Labeling And Adult Signatures
When beer shipping is legal in a given lane, carriers require clear alcohol labels and an adult signature at the door. The label alerts staff that the package has special handling needs. The signature step helps keep alcohol away from minors and proves that the parcel reached someone of legal drinking age.
Skipping those steps, or trying to ship beer as “glassware” or “yeast samples,” does not make the rules disappear. It only moves risk onto the shipper and the person on the receiving end.
Practical Checklist Before You Try To Ship Beer
If you’re still wondering “can i ship beer in the mail and stay on the right side of the rules?”, this checklist gives a simple path. Walk through each point before you act.
Step-By-Step Decision List
- Confirm the country and states. Check where the beer would leave from and where it would arrive; rules change at each border.
- Read carrier policies. Look at current USPS, UPS, and FedEx alcohol rules and see if any even accept beer from a sender in your position.
- Check licensing. Ask whether you, your brewery, or your retailer have the alcohol licenses that carrier programs require.
- Look for legal delivery paths. See if a local or online retailer already ships to the recipient and can add your order.
- Weigh risk versus value. Compare the worth of the beer to the chance of package loss, account trouble, or legal issues.
- Pick the safest option. When in doubt, choose a legal retail shipment, a gift card, or an in-person handoff.
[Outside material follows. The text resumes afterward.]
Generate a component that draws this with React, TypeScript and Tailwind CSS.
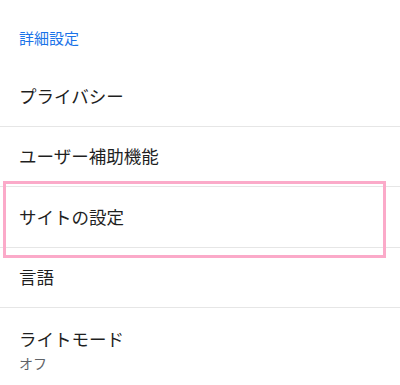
const rows = ['プライバシー', 'ユーザー補助機能', 'サイトの設定', '言語'];

export default function App() {
  return (
    <div
      className="relative w-[400px] h-[385px] overflow-hidden bg-white text-[#1f1f1f]"
      style={{ fontFamily: '"Noto Sans CJK JP", "Noto Sans", sans-serif' }}
    >
      <div className="h-[66px] pl-[19px] pt-[25px]">
        <span className="text-[15px] leading-[22px] text-[#1a73e8]">詳細設定</span>
      </div>
      {rows.map((label) => (
        <div
          key={label}
          className="h-[60.5px] flex items-center pl-[19px] border-b border-[#e6e6e6] text-[17.5px]"
        >
          {label}
        </div>
      ))}
      <div className="pl-[19px] pt-[19px] flex flex-col">
        <span className="text-[17.5px] leading-[24px]">ライトモード</span>
        <span className="mt-[2px] text-[14px] leading-[20px] text-[#5f6368]">オフ</span>
      </div>
      <div className="absolute left-[3px] top-[181px] w-[383px] h-[77px] border-[3px] border-[#fbaac9]" />
    </div>
  );
}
This article gives general information, not legal or tax advice. For decisions that involve real money or business exposure, read current carrier rules and state alcohol agency pages, or speak with a lawyer who knows alcohol law in your region.
Once you understand why carriers say no to so many private beer shipments, the question “can i ship beer in the mail?” starts to feel less like a mystery and more like a planning prompt. With the right mix of licensed sellers, local delivery, and in-person swaps, you can still share great beer without betting against the rules.